SET PROBLEM: Leave out all pictures. Return exactly the lines from the top of the material through the line containing "const col = 'text-[#0a1a7a]';".

==== COLLECTED DATA ====

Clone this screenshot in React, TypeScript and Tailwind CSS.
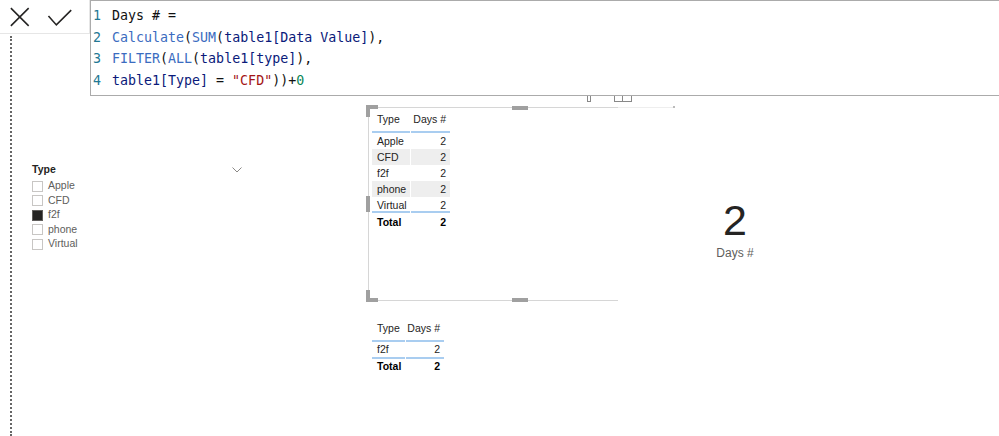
import React from 'react';

const ui = { fontFamily: '"Liberation Sans", Arial, sans-serif' };
const mono = { fontFamily: '"DejaVu Sans Mono", "Liberation Mono", monospace' };

const fn = 'text-[#3b6cc0]';
const col = 'text-[#0a1a7a]';

const codeLines: React.ReactNode[] = [
  <>Days # =</>,
  <>
    <span className={fn}>Calculate</span>(<span className={fn}>SUM</span>(
    <span className={col}>table1[Data Value]</span>),
  </>,
  <>
    <span className={fn}>FILTER</span>(<span className={fn}>ALL</span>(<span className={col}>table1[type]</span>),
  </>,
  <>
    <span className={col}>table1[Type]</span> = <span className="text-[#a31515]">"CFD"</span>))+
    <span className="text-[#098658]">0</span>
  </>,
];

const slicerItems = ['Apple', 'CFD', 'f2f', 'phone', 'Virtual'];
const rows = ['Apple', 'CFD', 'f2f', 'phone', 'Virtual'];

function Handle({ className }: { className: string }) {
  return <div className={`absolute bg-[#a0a0a0] ${className}`} />;
}

export default function App() {
  return (
    <div className="relative w-[999px] h-[436px] overflow-hidden bg-white text-[#252423]" style={ui}>
      {/* formula bar */}
      <div className="flex items-start">
        <div className="flex h-[34px] w-[90px] items-center border-r border-b border-[#e6e6e6]">
          <svg width="90" height="34" viewBox="0 0 90 34">
            <path d="M11 8 L29 26 M29 8 L11 26" stroke="#252423" strokeWidth="1.6" fill="none" />
            <path d="M49 16 L57 25 L72 10" stroke="#252423" strokeWidth="1.6" fill="none" />
          </svg>
        </div>
        <div
          className="relative z-10 h-[96px] flex-1 border-t border-l border-b border-[#ababab] bg-white pt-[4px] text-[13.3px] leading-[21.7px] text-[#111]"
          style={mono}
        >
          {codeLines.map((line, i) => (
            <div key={i} className="flex whitespace-pre">
              <span className="w-[21px] pl-[2px] text-[#237893]">{i + 1}</span>
              <span>{line}</span>
            </div>
          ))}
        </div>
      </div>

      {/* dotted page edge */}
      <div className="absolute left-[10px] top-[36px] bottom-0 border-l-2 border-dotted border-[#666]" />

      {/* slicer */}
      <div className="absolute left-[32px] top-[162px] w-[212px] text-[10.5px]">
        <div className="flex h-[16px] items-center justify-between">
          <span className="font-bold text-[#252423]">Type</span>
          <svg width="10" height="6" viewBox="0 0 10 6" className="mr-[2px]">
            <path d="M0.5 0.5 L5 5 L9.5 0.5" stroke="#8a8886" strokeWidth="1" fill="none" />
          </svg>
        </div>
        <div className="pt-[1px]">
          {slicerItems.map((s) => (
            <div key={s} className="flex h-[14.5px] items-center gap-[5px]">
              <span
                className={
                  s === 'f2f'
                    ? 'h-[11px] w-[11px] border border-[#605e5c] bg-[#252423]'
                    : 'h-[11px] w-[11px] border border-[#c8c6c4] bg-white'
                }
              />
              <span className="text-[#605e5c]">{s}</span>
            </div>
          ))}
        </div>
      </div>

      {/* header icons of selected visual */}
      <div className="absolute left-[587px] top-[95px] h-[7px] w-[4px] border border-t-0 border-[#888]" />
      <div className="absolute left-[614px] top-[95px] flex h-[7px]">
        <div className="h-[7px] w-[9px] border border-[#888]" />
        <div className="h-[7px] w-[9px] border border-l-0 border-[#888]" />
      </div>

      {/* selected table visual frame */}
      <div className="absolute left-[368px] top-[107px] h-[194px] w-[250px] border-l border-t border-b border-[#d6d6d6]" />
      <div className="absolute left-[618px] top-[107px] h-px w-[57px] bg-[#eeeeee]" />
      <div className="absolute left-[673px] top-[106px] h-[2px] w-[2px] bg-[#bbb]" />
      <Handle className="left-[366px] top-[105px] h-[4px] w-[12px]" />
      <Handle className="left-[366px] top-[105px] h-[12px] w-[4px]" />
      <Handle className="left-[512px] top-[106px] h-[4px] w-[16px]" />
      <Handle className="left-[366px] top-[196px] h-[16px] w-[4px]" />
      <Handle className="left-[366px] top-[290px] h-[12px] w-[4px]" />
      <Handle className="left-[366px] top-[298px] h-[4px] w-[12px]" />
      <Handle className="left-[512px] top-[298px] h-[4px] w-[16px]" />

      {/* table 1 */}
      <div className="absolute left-[372px] top-[108px] grid grid-cols-[38px_39px] gap-x-px text-[10.5px]">
        <div className="h-[25px] border-b-2 border-[#a9cdf0] pl-[5px] pt-[3px] leading-[16px] text-[#252423]">Type</div>
        <div className="h-[25px] border-b-2 border-[#a9cdf0] pr-[4px] pt-[3px] text-right leading-[16px] text-[#252423]">
          Days #
        </div>
        {rows.map((r, i) => {
          const bg = i % 2 === 1 ? 'bg-[#eeeeee]' : 'bg-white';
          const last = i === rows.length - 1 ? 'border-b-2 border-[#a9cdf0]' : '';
          return (
            <React.Fragment key={r}>
              <div className={`h-[16px] pl-[5px] leading-[16px] text-[#252423] ${bg} ${last}`}>{r}</div>
              <div className={`h-[16px] pr-[4px] text-right leading-[16px] text-[#252423] ${bg} ${last}`}>2</div>
            </React.Fragment>
          );
        })}
        <div className="h-[17px] pl-[5px] pt-[1px] font-bold leading-[16px] text-black">Total</div>
        <div className="h-[17px] pr-[4px] pt-[1px] text-right font-bold leading-[16px] text-black">2</div>
      </div>

      {/* table 2 */}
      <div className="absolute left-[372px] top-[317px] grid grid-cols-[33px_38px] gap-x-px text-[10.5px]">
        <div className="h-[25px] border-b-2 border-[#a9cdf0] pl-[5px] pt-[3px] leading-[16px] text-[#252423]">Type</div>
        <div className="h-[25px] border-b-2 border-[#a9cdf0] pr-[4px] pt-[3px] text-right leading-[16px] text-[#252423]">
          Days #
        </div>
        <div className="h-[17px] border-b-2 border-[#a9cdf0] pl-[5px] leading-[15px] text-[#252423]">f2f</div>
        <div className="h-[17px] border-b-2 border-[#a9cdf0] pr-[4px] text-right leading-[15px] text-[#252423]">2</div>
        <div className="h-[16px] pl-[5px] font-bold leading-[15px] text-black">Total</div>
        <div className="h-[16px] pr-[4px] text-right font-bold leading-[15px] text-black">2</div>
      </div>

      {/* card */}
      <div className="absolute left-[675px] top-[195px] flex w-[120px] flex-col items-center">
        <div className="text-[43px] leading-[50px] text-[#252423]">2</div>
        <div className="mt-[1px] text-[12px] leading-[14px] text-[#605e5c]">Days #</div>
      </div>
    </div>
  );
}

====

ANSWER TO THE EXERCISE:
Clone this screenshot in React, TypeScript and Tailwind CSS.
import React from 'react';

const ui = { fontFamily: '"Liberation Sans", Arial, sans-serif' };
const mono = { fontFamily: '"DejaVu Sans Mono", "Liberation Mono", monospace' };

const fn = 'text-[#3b6cc0]';
const col = 'text-[#0a1a7a]';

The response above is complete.